**Available data**.
________________________

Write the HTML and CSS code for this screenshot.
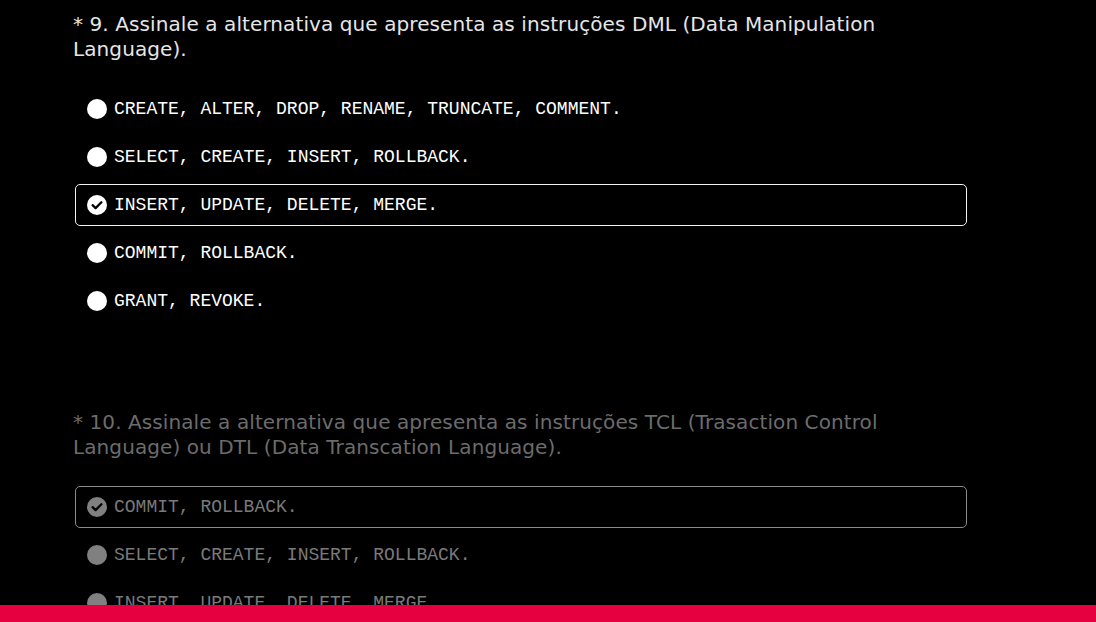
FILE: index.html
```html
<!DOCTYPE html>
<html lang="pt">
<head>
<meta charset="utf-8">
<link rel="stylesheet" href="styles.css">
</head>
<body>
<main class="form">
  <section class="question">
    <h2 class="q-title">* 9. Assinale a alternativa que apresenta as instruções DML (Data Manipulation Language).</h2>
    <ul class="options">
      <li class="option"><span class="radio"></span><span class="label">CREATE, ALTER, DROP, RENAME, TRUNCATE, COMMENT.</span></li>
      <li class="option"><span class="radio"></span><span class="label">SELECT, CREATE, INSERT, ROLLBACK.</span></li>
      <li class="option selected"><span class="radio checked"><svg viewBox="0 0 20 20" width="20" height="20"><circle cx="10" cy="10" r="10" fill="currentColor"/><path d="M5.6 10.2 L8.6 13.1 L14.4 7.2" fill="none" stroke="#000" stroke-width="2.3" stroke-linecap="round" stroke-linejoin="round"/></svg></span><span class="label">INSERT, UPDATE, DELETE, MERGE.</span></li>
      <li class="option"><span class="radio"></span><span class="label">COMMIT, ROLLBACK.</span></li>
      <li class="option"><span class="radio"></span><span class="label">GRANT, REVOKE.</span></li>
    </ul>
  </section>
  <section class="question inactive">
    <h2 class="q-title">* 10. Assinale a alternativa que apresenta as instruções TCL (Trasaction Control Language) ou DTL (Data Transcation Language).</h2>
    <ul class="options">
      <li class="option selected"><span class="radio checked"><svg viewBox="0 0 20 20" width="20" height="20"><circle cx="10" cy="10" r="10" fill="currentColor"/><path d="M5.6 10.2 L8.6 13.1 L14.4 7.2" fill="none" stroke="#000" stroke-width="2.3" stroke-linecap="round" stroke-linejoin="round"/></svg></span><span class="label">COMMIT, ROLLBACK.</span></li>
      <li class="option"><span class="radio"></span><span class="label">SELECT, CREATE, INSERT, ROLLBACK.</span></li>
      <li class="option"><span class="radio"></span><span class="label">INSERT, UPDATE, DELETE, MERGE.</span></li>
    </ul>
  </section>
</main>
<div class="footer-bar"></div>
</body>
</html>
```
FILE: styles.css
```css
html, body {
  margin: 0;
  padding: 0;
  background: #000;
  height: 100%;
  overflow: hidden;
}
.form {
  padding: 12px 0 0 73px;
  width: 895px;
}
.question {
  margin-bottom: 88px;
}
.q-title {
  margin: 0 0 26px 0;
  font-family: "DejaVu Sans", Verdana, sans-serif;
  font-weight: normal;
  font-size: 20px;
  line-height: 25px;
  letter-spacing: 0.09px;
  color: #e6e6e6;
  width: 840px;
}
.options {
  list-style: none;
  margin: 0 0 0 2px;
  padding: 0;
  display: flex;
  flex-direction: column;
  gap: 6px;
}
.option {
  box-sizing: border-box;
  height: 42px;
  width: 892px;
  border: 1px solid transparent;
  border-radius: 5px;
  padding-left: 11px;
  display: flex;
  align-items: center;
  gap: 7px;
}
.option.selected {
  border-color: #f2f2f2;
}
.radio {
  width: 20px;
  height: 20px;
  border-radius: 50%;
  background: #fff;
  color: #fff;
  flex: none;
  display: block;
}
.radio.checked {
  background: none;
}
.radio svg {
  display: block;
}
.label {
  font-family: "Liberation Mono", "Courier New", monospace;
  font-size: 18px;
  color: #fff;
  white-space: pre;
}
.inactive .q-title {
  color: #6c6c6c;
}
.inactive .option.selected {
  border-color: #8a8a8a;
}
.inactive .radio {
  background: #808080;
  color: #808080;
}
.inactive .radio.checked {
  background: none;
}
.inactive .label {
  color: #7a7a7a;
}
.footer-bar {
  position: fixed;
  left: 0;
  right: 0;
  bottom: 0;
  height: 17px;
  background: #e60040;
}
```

________________________

**Problem to solve**. Would you set down the listing exactly, omitting pictures?

**The reply**.
Write the HTML and CSS code for this screenshot.
FILE: index.html
```html
<!DOCTYPE html>
<html lang="pt">
<head>
<meta charset="utf-8">
<link rel="stylesheet" href="styles.css">
</head>
<body>
<main class="form">
  <section class="question">
    <h2 class="q-title">* 9. Assinale a alternativa que apresenta as instruções DML (Data Manipulation Language).</h2>
    <ul class="options">
      <li class="option"><span class="radio"></span><span class="label">CREATE, ALTER, DROP, RENAME, TRUNCATE, COMMENT.</span></li>
      <li class="option"><span class="radio"></span><span class="label">SELECT, CREATE, INSERT, ROLLBACK.</span></li>
      <li class="option selected"><span class="radio checked"><svg viewBox="0 0 20 20" width="20" height="20"><circle cx="10" cy="10" r="10" fill="currentColor"/><path d="M5.6 10.2 L8.6 13.1 L14.4 7.2" fill="none" stroke="#000" stroke-width="2.3" stroke-linecap="round" stroke-linejoin="round"/></svg></span><span class="label">INSERT, UPDATE, DELETE, MERGE.</span></li>
      <li class="option"><span class="radio"></span><span class="label">COMMIT, ROLLBACK.</span></li>
      <li class="option"><span class="radio"></span><span class="label">GRANT, REVOKE.</span></li>
    </ul>
  </section>
  <section class="question inactive">
    <h2 class="q-title">* 10. Assinale a alternativa que apresenta as instruções TCL (Trasaction Control Language) ou DTL (Data Transcation Language).</h2>
    <ul class="options">
      <li class="option selected"><span class="radio checked"><svg viewBox="0 0 20 20" width="20" height="20"><circle cx="10" cy="10" r="10" fill="currentColor"/><path d="M5.6 10.2 L8.6 13.1 L14.4 7.2" fill="none" stroke="#000" stroke-width="2.3" stroke-linecap="round" stroke-linejoin="round"/></svg></span><span class="label">COMMIT, ROLLBACK.</span></li>
      <li class="option"><span class="radio"></span><span class="label">SELECT, CREATE, INSERT, ROLLBACK.</span></li>
      <li class="option"><span class="radio"></span><span class="label">INSERT, UPDATE, DELETE, MERGE.</span></li>
    </ul>
  </section>
</main>
<div class="footer-bar"></div>
</body>
</html>
```
FILE: styles.css
```css
html, body {
  margin: 0;
  padding: 0;
  background: #000;
  height: 100%;
  overflow: hidden;
}
.form {
  padding: 12px 0 0 73px;
  width: 895px;
}
.question {
  margin-bottom: 88px;
}
.q-title {
  margin: 0 0 26px 0;
  font-family: "DejaVu Sans", Verdana, sans-serif;
  font-weight: normal;
  font-size: 20px;
  line-height: 25px;
  letter-spacing: 0.09px;
  color: #e6e6e6;
  width: 840px;
}
.options {
  list-style: none;
  margin: 0 0 0 2px;
  padding: 0;
  display: flex;
  flex-direction: column;
  gap: 6px;
}
.option {
  box-sizing: border-box;
  height: 42px;
  width: 892px;
  border: 1px solid transparent;
  border-radius: 5px;
  padding-left: 11px;
  display: flex;
  align-items: center;
  gap: 7px;
}
.option.selected {
  border-color: #f2f2f2;
}
.radio {
  width: 20px;
  height: 20px;
  border-radius: 50%;
  background: #fff;
  color: #fff;
  flex: none;
  display: block;
}
.radio.checked {
  background: none;
}
.radio svg {
  display: block;
}
.label {
  font-family: "Liberation Mono", "Courier New", monospace;
  font-size: 18px;
  color: #fff;
  white-space: pre;
}
.inactive .q-title {
  color: #6c6c6c;
}
.inactive .option.selected {
  border-color: #8a8a8a;
}
.inactive .radio {
  background: #808080;
  color: #808080;
}
.inactive .radio.checked {
  background: none;
}
.inactive .label {
  color: #7a7a7a;
}
.footer-bar {
  position: fixed;
  left: 0;
  right: 0;
  bottom: 0;
  height: 17px;
  background: #e60040;
}
```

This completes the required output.